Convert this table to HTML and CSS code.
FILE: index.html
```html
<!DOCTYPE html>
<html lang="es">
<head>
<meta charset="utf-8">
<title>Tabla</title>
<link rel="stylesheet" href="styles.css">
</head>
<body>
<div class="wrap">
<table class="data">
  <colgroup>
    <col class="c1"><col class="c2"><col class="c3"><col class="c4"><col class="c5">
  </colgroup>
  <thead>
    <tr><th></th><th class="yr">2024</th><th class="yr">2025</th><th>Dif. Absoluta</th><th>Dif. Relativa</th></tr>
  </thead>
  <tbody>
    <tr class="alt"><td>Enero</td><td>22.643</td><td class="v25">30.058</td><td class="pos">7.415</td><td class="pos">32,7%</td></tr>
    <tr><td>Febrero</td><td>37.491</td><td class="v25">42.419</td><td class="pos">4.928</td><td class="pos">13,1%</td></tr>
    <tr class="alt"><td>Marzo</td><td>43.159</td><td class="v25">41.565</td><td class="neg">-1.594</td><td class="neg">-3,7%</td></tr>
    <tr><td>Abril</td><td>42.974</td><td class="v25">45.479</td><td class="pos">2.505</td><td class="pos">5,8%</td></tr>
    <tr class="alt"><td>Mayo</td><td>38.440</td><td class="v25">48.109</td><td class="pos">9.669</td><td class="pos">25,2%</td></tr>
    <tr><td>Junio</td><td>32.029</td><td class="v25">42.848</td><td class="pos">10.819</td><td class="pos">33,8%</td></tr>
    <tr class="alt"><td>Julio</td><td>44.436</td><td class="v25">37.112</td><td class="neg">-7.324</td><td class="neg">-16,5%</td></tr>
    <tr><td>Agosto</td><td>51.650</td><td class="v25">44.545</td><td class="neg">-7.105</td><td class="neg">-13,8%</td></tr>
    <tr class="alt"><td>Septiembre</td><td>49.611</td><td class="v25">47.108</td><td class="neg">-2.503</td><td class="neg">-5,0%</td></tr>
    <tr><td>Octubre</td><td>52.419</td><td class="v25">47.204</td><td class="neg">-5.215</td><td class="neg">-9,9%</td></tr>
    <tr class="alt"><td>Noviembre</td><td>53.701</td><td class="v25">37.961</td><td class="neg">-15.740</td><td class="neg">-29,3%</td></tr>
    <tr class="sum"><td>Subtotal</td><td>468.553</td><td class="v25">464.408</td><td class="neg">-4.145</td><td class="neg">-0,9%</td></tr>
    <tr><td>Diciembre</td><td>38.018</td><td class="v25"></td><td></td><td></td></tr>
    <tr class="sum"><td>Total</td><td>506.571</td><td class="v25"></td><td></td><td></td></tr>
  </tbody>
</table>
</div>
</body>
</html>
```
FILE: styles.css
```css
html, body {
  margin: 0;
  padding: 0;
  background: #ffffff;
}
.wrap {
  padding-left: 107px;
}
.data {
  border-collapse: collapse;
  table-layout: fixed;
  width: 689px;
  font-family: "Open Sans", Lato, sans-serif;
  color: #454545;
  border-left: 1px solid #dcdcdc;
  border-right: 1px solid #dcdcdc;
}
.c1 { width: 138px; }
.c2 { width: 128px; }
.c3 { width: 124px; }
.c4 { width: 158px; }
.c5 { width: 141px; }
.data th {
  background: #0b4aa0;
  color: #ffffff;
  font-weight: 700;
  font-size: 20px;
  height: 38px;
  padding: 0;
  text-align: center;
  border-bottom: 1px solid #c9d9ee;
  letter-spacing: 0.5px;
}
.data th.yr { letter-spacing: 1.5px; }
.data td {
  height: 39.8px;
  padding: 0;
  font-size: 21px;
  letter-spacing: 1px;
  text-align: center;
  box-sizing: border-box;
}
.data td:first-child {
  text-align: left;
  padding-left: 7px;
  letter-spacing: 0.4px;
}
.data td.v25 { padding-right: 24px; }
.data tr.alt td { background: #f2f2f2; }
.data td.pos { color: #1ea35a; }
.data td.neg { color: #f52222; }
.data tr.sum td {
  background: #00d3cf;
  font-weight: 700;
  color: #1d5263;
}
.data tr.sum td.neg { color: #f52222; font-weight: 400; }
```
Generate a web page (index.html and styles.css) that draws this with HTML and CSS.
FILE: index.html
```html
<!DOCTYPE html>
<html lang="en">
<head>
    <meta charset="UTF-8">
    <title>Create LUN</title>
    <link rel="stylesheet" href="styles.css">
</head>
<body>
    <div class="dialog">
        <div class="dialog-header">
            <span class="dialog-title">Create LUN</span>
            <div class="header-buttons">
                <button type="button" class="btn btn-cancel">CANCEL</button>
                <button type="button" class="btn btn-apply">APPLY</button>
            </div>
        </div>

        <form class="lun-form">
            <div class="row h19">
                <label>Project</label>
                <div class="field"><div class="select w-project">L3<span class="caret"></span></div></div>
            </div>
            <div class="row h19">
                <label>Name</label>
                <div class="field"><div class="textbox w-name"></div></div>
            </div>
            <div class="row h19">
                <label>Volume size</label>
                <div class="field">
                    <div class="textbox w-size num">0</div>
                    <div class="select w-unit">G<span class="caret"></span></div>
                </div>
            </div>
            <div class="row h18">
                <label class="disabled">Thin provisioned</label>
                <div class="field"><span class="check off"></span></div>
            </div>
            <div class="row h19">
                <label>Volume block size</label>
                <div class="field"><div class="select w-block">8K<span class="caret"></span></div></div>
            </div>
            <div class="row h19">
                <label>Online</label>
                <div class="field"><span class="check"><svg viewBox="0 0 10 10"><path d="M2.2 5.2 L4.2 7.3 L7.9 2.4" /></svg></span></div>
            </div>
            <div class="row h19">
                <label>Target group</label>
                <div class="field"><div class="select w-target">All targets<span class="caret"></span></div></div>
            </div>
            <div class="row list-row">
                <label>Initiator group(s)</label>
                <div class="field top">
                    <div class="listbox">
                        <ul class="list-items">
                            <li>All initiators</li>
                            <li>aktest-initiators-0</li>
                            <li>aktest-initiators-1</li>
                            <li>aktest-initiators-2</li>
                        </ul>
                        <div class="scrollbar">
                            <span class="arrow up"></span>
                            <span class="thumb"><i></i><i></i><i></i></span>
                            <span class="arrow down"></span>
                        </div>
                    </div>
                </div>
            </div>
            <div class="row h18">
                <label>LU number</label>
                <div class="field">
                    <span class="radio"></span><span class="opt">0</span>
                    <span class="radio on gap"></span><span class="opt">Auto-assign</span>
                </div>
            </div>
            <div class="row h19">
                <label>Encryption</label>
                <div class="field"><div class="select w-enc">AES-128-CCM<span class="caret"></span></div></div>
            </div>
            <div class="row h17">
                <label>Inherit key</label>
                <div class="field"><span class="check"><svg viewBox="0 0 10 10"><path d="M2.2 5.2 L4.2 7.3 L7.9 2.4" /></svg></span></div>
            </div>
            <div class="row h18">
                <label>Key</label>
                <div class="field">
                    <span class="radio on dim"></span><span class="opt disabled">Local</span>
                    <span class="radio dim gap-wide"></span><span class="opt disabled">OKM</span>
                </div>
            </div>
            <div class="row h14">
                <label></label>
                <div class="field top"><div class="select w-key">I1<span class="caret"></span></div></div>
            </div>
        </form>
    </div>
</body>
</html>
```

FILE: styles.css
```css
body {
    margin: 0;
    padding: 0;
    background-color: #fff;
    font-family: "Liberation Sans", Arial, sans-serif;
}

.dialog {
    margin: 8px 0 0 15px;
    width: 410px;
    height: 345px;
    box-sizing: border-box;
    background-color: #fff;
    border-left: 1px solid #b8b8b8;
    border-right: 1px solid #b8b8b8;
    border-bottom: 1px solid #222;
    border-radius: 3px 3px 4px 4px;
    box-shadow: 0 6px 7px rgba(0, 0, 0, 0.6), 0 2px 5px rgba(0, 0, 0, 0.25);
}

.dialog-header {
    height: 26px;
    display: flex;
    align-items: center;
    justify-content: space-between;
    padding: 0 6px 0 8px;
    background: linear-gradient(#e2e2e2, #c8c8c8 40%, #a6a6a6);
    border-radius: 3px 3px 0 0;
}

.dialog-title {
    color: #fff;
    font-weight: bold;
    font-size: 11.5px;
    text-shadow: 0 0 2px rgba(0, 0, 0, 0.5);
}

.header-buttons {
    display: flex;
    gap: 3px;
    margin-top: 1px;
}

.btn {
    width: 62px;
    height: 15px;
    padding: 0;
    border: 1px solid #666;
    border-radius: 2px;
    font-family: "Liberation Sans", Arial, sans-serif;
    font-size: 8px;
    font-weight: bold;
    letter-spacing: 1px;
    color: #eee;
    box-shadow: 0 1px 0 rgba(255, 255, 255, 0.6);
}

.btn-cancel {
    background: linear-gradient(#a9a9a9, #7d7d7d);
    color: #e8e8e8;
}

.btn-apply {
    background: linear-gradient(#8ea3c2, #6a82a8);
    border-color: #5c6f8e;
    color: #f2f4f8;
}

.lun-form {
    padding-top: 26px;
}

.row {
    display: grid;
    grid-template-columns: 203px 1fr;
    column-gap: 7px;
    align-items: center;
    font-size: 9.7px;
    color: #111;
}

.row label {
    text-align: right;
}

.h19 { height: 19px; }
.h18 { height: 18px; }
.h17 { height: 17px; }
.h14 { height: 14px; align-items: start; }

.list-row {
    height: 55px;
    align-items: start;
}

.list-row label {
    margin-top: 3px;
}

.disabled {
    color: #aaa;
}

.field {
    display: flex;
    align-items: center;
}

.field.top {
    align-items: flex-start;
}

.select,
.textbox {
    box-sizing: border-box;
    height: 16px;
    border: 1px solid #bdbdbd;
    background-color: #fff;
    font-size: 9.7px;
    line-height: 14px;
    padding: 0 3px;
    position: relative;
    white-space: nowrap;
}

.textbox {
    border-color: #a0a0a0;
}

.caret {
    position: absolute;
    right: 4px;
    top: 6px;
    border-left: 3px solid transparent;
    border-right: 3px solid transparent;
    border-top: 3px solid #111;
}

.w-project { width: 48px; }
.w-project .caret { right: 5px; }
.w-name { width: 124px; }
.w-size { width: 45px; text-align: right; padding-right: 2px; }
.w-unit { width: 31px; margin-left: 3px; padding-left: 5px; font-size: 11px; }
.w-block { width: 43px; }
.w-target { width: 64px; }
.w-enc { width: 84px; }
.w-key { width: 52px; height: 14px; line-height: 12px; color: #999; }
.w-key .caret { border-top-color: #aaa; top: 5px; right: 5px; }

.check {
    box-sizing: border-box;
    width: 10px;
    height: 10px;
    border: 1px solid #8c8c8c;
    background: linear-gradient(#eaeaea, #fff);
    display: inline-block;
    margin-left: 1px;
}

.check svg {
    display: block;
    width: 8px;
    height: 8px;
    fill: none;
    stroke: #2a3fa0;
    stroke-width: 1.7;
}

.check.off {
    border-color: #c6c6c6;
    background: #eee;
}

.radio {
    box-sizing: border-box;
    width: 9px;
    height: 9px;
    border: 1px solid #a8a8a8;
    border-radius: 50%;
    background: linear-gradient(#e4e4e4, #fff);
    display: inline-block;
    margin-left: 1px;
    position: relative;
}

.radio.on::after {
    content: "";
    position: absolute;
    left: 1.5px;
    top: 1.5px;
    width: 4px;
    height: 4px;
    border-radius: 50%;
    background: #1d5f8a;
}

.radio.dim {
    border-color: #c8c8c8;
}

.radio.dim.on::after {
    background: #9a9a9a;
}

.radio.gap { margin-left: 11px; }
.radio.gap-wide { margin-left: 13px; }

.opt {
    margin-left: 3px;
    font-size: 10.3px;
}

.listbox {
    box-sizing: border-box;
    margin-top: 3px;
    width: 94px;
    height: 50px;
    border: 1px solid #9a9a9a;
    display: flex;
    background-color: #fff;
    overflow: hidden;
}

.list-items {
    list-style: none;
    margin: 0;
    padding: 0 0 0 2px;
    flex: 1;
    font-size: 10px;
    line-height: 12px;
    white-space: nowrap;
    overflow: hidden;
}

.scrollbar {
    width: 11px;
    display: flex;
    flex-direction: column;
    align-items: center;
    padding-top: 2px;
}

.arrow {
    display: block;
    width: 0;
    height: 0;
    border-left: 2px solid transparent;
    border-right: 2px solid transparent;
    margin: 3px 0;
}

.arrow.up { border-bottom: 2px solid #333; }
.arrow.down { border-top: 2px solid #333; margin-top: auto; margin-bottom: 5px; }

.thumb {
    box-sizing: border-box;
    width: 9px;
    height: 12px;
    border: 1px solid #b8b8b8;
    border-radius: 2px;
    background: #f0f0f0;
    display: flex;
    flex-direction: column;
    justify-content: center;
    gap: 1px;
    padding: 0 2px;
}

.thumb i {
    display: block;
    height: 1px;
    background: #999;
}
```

== THE PROBLEM ==
Your answer should be only a number: how many lines of the data above contain the string "table"?

== THE REPLY ==
4